The Storm PT1

It was coming. I didn’t need the weather man to confirm it on the local news, or for my friends to share the warnings on their Facebook feeds. The storm was coming and even though the black clouds would mix into the moonlight and the wind would destroy everything in its path, I was chasing the idea of the marbalized sky, longing for my hair to blow around me as I stood in the eye of it all. No, nobody needed to tell me this storm was coming because I had a front row seat to one of the biggest downpours yet.

Ever since I was little I remember the way these fronts would make me feel. Laying in bed, the idea of the rain and gusts turning into something larger and more destructive was… thrilling. I longed for another lightning strike, hoping it would only take half a second for the thunder to roll in. The closer the cracking and the brighter the light were supposed to be warning signs, but instead I would lay in bed wondering how many times the strikes could hit so close to home before our luck ran out and they came through the walls.

It’s the inability to know what’s going to happen that makes it so addicting. Will the storm leave something as beautiful as a rainbow? Or will it become so vengeful that it destroys every obstacle in its way? Maybe it passes through just loud enough that those close will know it had visited?

When sirens would blare, I wouldn’t freeze or become panicked. Instead I would embrace a sense of disappointment, knowing it was only a matter of seconds before my mother would sweep me into the basement. The cold, dark basement made of nearly sound-proof concrete walls that hosted no windows to the beautiful disaster taking place just feet away.

Living in the Midwest, I’d experienced my fair share of storms. The ones that blew roofs off of local hardware stores and ones that made the lights flicker during third period. Ones that made your car shake in the open parking lot. Ones that rattle the glass doors of your place of employment. Ones that just offered a pitter-patter on the window of your living room. Yet, none of these storms prepared me for the one that was on the way.

This storm was nothing like the others. It wouldn’t present the wicked clouds that I dreamt of or the cracks of light across the sky. The weather man wouldn’t warn you to take cover or run quick and your friends won’t ask you about chasing it on the back roads. Why? Because they can’t. This storm will be invisible to the naked eye. This storm will silently creep into our lives until it chooses to self-destruct, hurting everyone close to it.

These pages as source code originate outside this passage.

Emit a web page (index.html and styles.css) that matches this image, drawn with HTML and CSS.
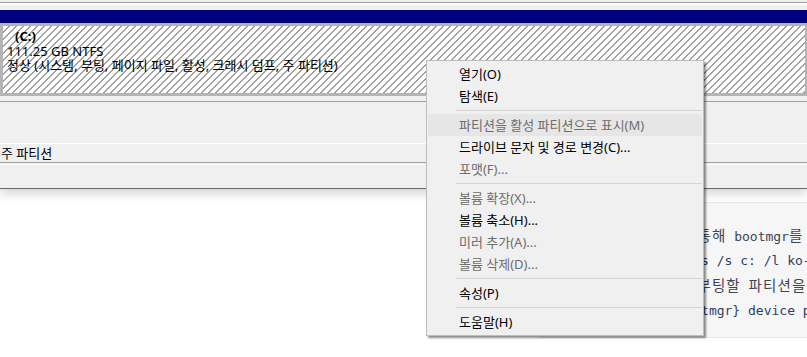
FILE: index.html
```html
<!DOCTYPE html>
<html lang="ko">
<head>
  <meta charset="UTF-8">
  <title>디스크 관리</title>
  <link rel="stylesheet" href="styles.css">
</head>
<body>
  <div class="window">
    <div class="strip light h2"></div>
    <div class="strip rule"></div>
    <div class="strip white h2"></div>
    <div class="strip light h5"></div>
    <div class="partition-bar"></div>
    <div class="volume">
      <div class="volume-box">
        <div class="vol-name">(C:)</div>
        <div>111.25 GB NTFS</div>
        <div>정상 (시스템, 부팅, 페이지 파일, 활성, 크래시 덤프, 주 파티션)</div>
      </div>
    </div>
    <div class="strip light h5"></div>
    <div class="strip rule"></div>
    <div class="strip light h41"></div>
    <div class="strip white h1"></div>
    <div class="list-row">주 파티션</div>
    <div class="strip rule"></div>
    <div class="strip light h1"></div>
    <div class="strip white h1"></div>
    <div class="strip light h23"></div>
  </div>

  <div class="page">
    <pre class="code"><span class="cm"># bcdboot <span class="ko">명령을</span> <span class="ko">통해</span> bootmgr<span class="ko">를</span> <span class="ko">복구합니다</span></span>
bcdboot c:\windows /s c: /l ko-KR
<span class="cm"># bcdedit<span class="ko">를</span> <span class="ko">써서</span> <span class="ko">부팅할</span> <span class="ko">파티션을</span> <span class="ko">지정합니다</span></span>
bcdedit /set {bootmgr} device partition=c:</pre>
  </div>

  <ul class="menu">
    <li>열기(O)</li>
    <li>탐색(E)</li>
    <li class="sep"></li>
    <li class="disabled hover">파티션을 활성 파티션으로 표시(M)</li>
    <li>드라이브 문자 및 경로 변경(C)...</li>
    <li class="disabled">포맷(F)...</li>
    <li class="sep"></li>
    <li class="disabled">볼륨 확장(X)...</li>
    <li>볼륨 축소(H)...</li>
    <li class="disabled">미러 추가(A)...</li>
    <li class="disabled">볼륨 삭제(D)...</li>
    <li class="sep"></li>
    <li>속성(P)</li>
    <li class="sep"></li>
    <li>도움말(H)</li>
  </ul>
</body>
</html>
```

FILE: styles.css
```css
body {
  margin: 0;
  background-color: #ffffff;
  font-family: "Noto Sans", "Noto Sans CJK KR", sans-serif;
  font-size: 13px;
  overflow: hidden;
}

.window {
  background-color: #f0f0f0;
  border-bottom: 1px solid #6b6b6b;
  box-shadow: 0 3px 12px rgba(0, 0, 0, 0.22);
  position: relative;
}

.strip { height: 1px; }
.light { background-color: #f0f0f0; }
.white { background-color: #ffffff; }
.rule { background-color: #a0a0a0; }
.h1 { height: 1px; }
.h2 { height: 2px; }
.h5 { height: 5px; }
.h23 { height: 23px; }
.h41 { height: 41px; }

.partition-bar {
  height: 13px;
  background-color: #000080;
}

.volume {
  background-color: #b4b4b4;
  padding: 3px 2px 3px 3px;
}

.volume-box {
  height: 67px;
  box-sizing: border-box;
  padding: 3px 0 0 4px;
  line-height: 14.5px;
  color: #000;
  background-color: #ffffff;
  background-image: repeating-linear-gradient(135deg, transparent 0 4.15px, #a0a0a0 4.15px 4.95px);
}

.vol-name {
  font-weight: bold;
  padding-left: 8px;
}

.list-row {
  height: 18px;
  line-height: 18px;
  padding-left: 1px;
  background-color: #f0f0f0;
  color: #000;
}

.page {
  padding-top: 13px;
}

.code {
  margin: 0 0 0 540px;
  height: 136px;
  box-sizing: border-box;
  padding: 20px 0 0 28px;
  background-color: #f6f6f6;
  border-top: 1px solid #e6e6e6;
  border-bottom: 1px solid #e6e6e6;
  font-family: "DejaVu Sans Mono", "Noto Sans CJK KR", monospace;
  font-size: 13px;
  line-height: 24px;
  color: #2b3f66;
  white-space: pre;
  overflow: hidden;
}

.code .cm {
  color: #3c4654;
}

/* hangul takes two columns */
.code .ko {
  font-family: "Noto Sans CJK KR", monospace;
  font-size: 14.5px;
  letter-spacing: 1.1px;
}

.menu {
  position: absolute;
  left: 426px;
  top: 60px;
  width: 274px;
  margin: 0;
  padding: 2px 1px;
  list-style: none;
  background-color: #f0f0f0;
  border: 1px solid #bdbdbd;
  box-shadow: 2px 2px 2px rgba(0, 0, 0, 0.45);
}

.menu li {
  height: 22px;
  line-height: 22px;
  padding-left: 31px;
  color: #000;
  white-space: nowrap;
}

.menu li.disabled {
  color: #6d6d6d;
}

.menu li.hover {
  background-color: #e6e6e6;
}

.menu li.sep {
  height: 7px;
  padding: 0;
  margin-left: 28px;
  position: relative;
}

.menu li.sep::after {
  content: "";
  position: absolute;
  left: 0;
  right: 0;
  top: 3px;
  height: 1px;
  background-color: #d5d5d5;
}
```
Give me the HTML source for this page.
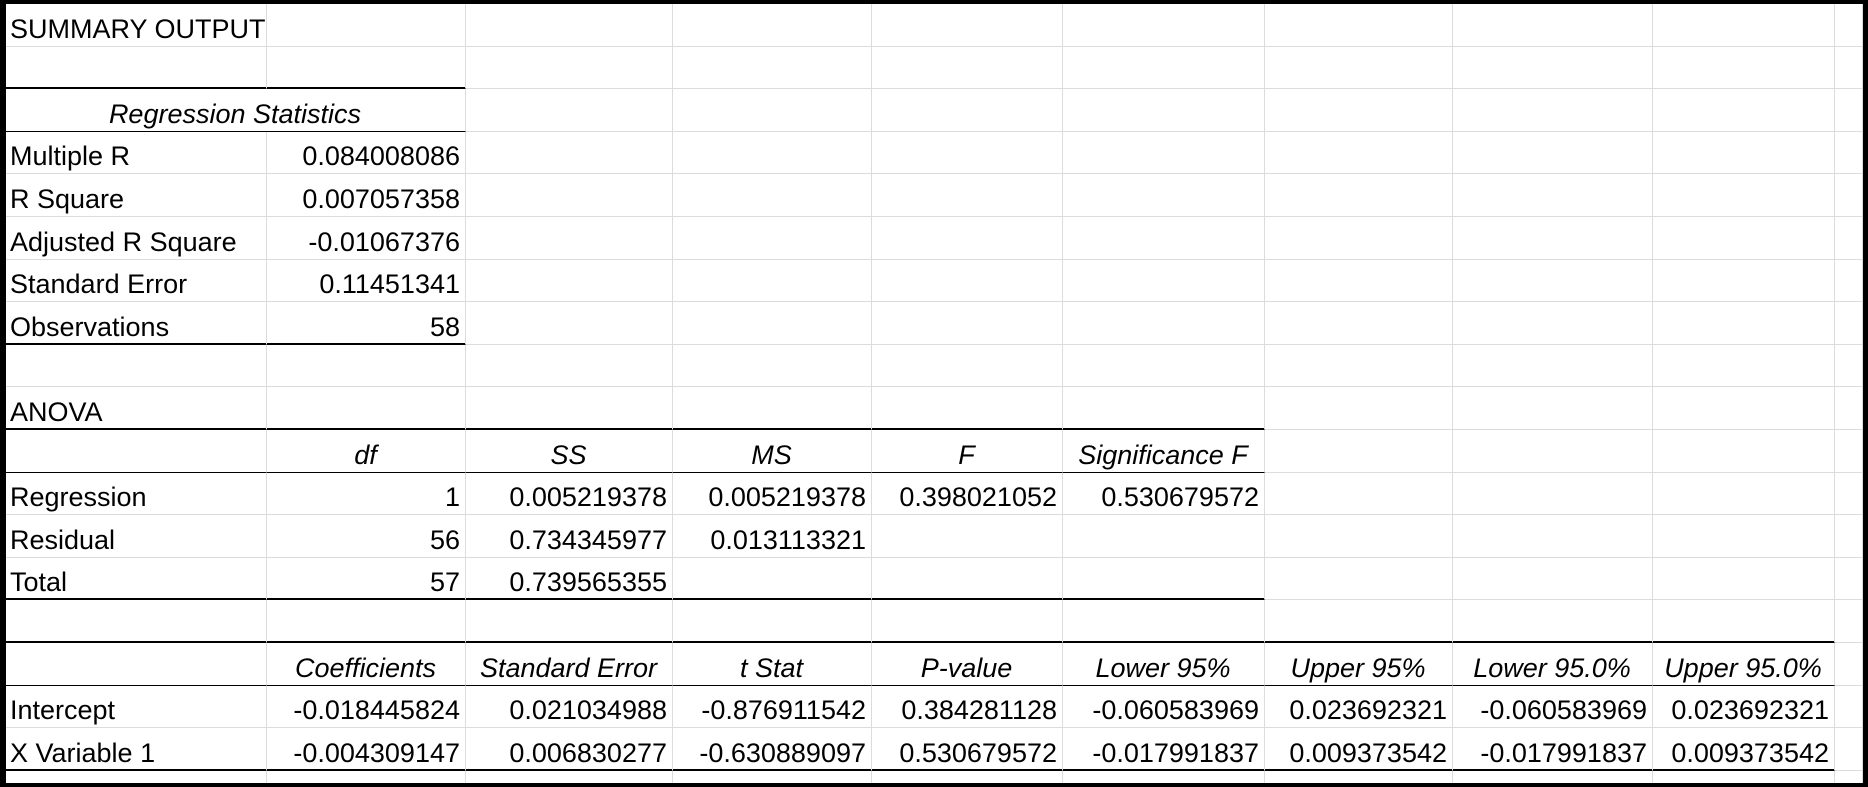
<!DOCTYPE html>
<html><head><meta charset="utf-8"><style>
html,body{margin:0;padding:0;background:#fff;}
#f{position:relative;width:1868px;height:787px;box-sizing:border-box;border:solid #000;border-width:4px 5px 4px 6px;overflow:hidden;background:#fff;}
table{position:absolute;left:0;top:0;width:1857px;border-collapse:separate;border-spacing:0;table-layout:fixed;font-family:"Liberation Sans",sans-serif;font-size:27px;color:#000;}
td{box-sizing:border-box;height:42.6px;border-right:1px solid #dcdcdc;border-bottom:1px solid #dcdcdc;padding:0 5px 0 4px;white-space:nowrap;overflow:hidden;vertical-align:bottom;line-height:34px;}
td.r{text-align:right;}
td.h{text-align:center;font-style:italic;}
td.t{border-bottom-color:#000;}
td.T{border-bottom-color:#000;box-shadow:inset 0 -1px 0 #000;}
</style></head><body><div id="f">
<table>
<colgroup><col style="width:261px"><col style="width:199px"><col style="width:207px"><col style="width:199px"><col style="width:191px"><col style="width:202px"><col style="width:188px"><col style="width:200px"><col style="width:182px"><col style="width:28px"></colgroup>
<tr><td>SUMMARY OUTPUT</td><td></td><td></td><td></td><td></td><td></td><td></td><td></td><td></td><td></td></tr>
<tr><td class="T"></td><td class="T"></td><td></td><td></td><td></td><td></td><td></td><td></td><td></td><td></td></tr>
<tr><td class="h t" colspan="2">Regression Statistics</td><td></td><td></td><td></td><td></td><td></td><td></td><td></td><td></td></tr>
<tr><td>Multiple R</td><td class="r">0.084008086</td><td></td><td></td><td></td><td></td><td></td><td></td><td></td><td></td></tr>
<tr><td>R Square</td><td class="r">0.007057358</td><td></td><td></td><td></td><td></td><td></td><td></td><td></td><td></td></tr>
<tr><td>Adjusted R Square</td><td class="r">-0.01067376</td><td></td><td></td><td></td><td></td><td></td><td></td><td></td><td></td></tr>
<tr><td>Standard Error</td><td class="r">0.11451341</td><td></td><td></td><td></td><td></td><td></td><td></td><td></td><td></td></tr>
<tr><td class="T">Observations</td><td class="r T">58</td><td></td><td></td><td></td><td></td><td></td><td></td><td></td><td></td></tr>
<tr><td></td><td></td><td></td><td></td><td></td><td></td><td></td><td></td><td></td><td></td></tr>
<tr><td class="T">ANOVA</td><td class="T"></td><td class="T"></td><td class="T"></td><td class="T"></td><td class="T"></td><td></td><td></td><td></td><td></td></tr>
<tr><td class="t"></td><td class="h t">df</td><td class="h t">SS</td><td class="h t">MS</td><td class="h t">F</td><td class="h t">Significance F</td><td></td><td></td><td></td><td></td></tr>
<tr><td>Regression</td><td class="r">1</td><td class="r">0.005219378</td><td class="r">0.005219378</td><td class="r">0.398021052</td><td class="r">0.530679572</td><td></td><td></td><td></td><td></td></tr>
<tr><td>Residual</td><td class="r">56</td><td class="r">0.734345977</td><td class="r">0.013113321</td><td></td><td></td><td></td><td></td><td></td><td></td></tr>
<tr><td class="T">Total</td><td class="r T">57</td><td class="r T">0.739565355</td><td class="T"></td><td class="T"></td><td class="T"></td><td></td><td></td><td></td><td></td></tr>
<tr><td class="T"></td><td class="T"></td><td class="T"></td><td class="T"></td><td class="T"></td><td class="T"></td><td class="T"></td><td class="T"></td><td class="T"></td><td></td></tr>
<tr><td class="t"></td><td class="h t">Coefficients</td><td class="h t">Standard Error</td><td class="h t">t Stat</td><td class="h t">P-value</td><td class="h t">Lower 95%</td><td class="h t">Upper 95%</td><td class="h t">Lower 95.0%</td><td class="h t">Upper 95.0%</td><td></td></tr>
<tr><td>Intercept</td><td class="r">-0.018445824</td><td class="r">0.021034988</td><td class="r">-0.876911542</td><td class="r">0.384281128</td><td class="r">-0.060583969</td><td class="r">0.023692321</td><td class="r">-0.060583969</td><td class="r">0.023692321</td><td></td></tr>
<tr><td class="T">X Variable 1</td><td class="r T">-0.004309147</td><td class="r T">0.006830277</td><td class="r T">-0.630889097</td><td class="r T">0.530679572</td><td class="r T">-0.017991837</td><td class="r T">0.009373542</td><td class="r T">-0.017991837</td><td class="r T">0.009373542</td><td></td></tr>
<tr><td></td><td></td><td></td><td></td><td></td><td></td><td></td><td></td><td></td><td></td></tr>
</table>
</div></body></html>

It’s the type of storm I don’t welcome. The type I wish never came. The rain is heavy, but falling right on the sunflowers that make my father smile. The lighting strikes with no warning because the sun shines in the background. It’s uncontrollable in a way that’s too frightening. It’s untracable in a way that’s upsetting.

This particular storm was brewing inside of my mind and it was only a matter of time before it left wounds on everyone who came close – especially me.